Most of the other performances hover at (or slightly over) the community-theater standard, with three key exceptions: Eryn Hamer brings a blasé exasperation to stage manager M.J. and then a wild eagerness to the Christmas Carol role of Martha Cratchit, Sally Jenkins' on-and-off accents delight, and Aric Wright is strong as the company's socially conscious Scrooge, a self-pitying hippie who wants to recast the Ghost of Christmas Past as a giant baby, à la Dickens, but also to represent American neglect of Third World suffering. Only occasionally does an actor here veer into the bad, but Samuel T. Davis confounds as Walter, a token black character.
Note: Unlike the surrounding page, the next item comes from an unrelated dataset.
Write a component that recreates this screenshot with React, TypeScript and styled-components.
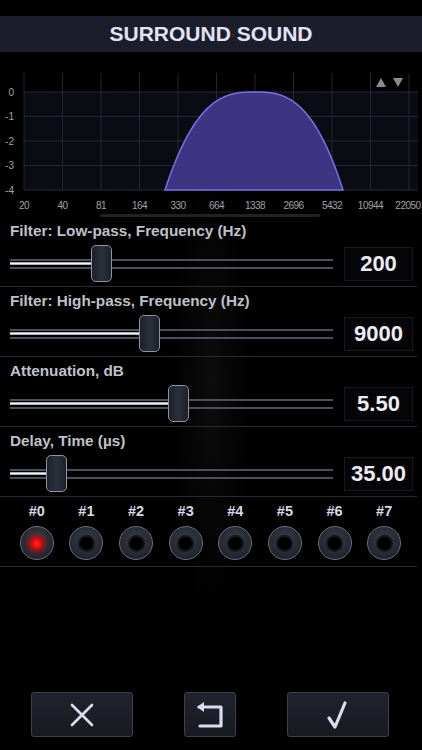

He seems to swallow as he speaks, resulting in an unpredictable croak that sounds like Esther Rolle on Good Times. (His whatchoo talkin' 'bout hurt my soul.)
Pelletier's Wellacre is so terrifically awful an actor that Zorah and company assume he must be the NEA inspector operating undercover. Their decision to cast him anyway is, of course, wholly unbelievable — but then, so is almost everything else here. Other than its sizable laughs and an occasional insight into what financial reality can drive theaters to do, Daniel Sullivan's script (written with the Seattle Repertory Theatre) is workmanlike. Director Nino Casisi stages the finale with lively clarity, managing to make the most ridiculous situations seem to arise naturally from the characters themselves. I wish that, earlier on, his characters sounded more natural in conversation, especially when angry. The occasional swearing is overdetermined, coming out the way it does when junior high teachers are moved to curse in front of the class — the bad word itself becomes the point instead of just a sharp accent spicing the point.
Inspecting Carol's payoffs, though, are worth whatever we might suffer beforehand, onstage or off. Whatever gripes you walk in with, whatever annoyances you suffer in the first hour, by the end, after you're treated to half an hour of wild, throat-clearing laughter, you just won't care.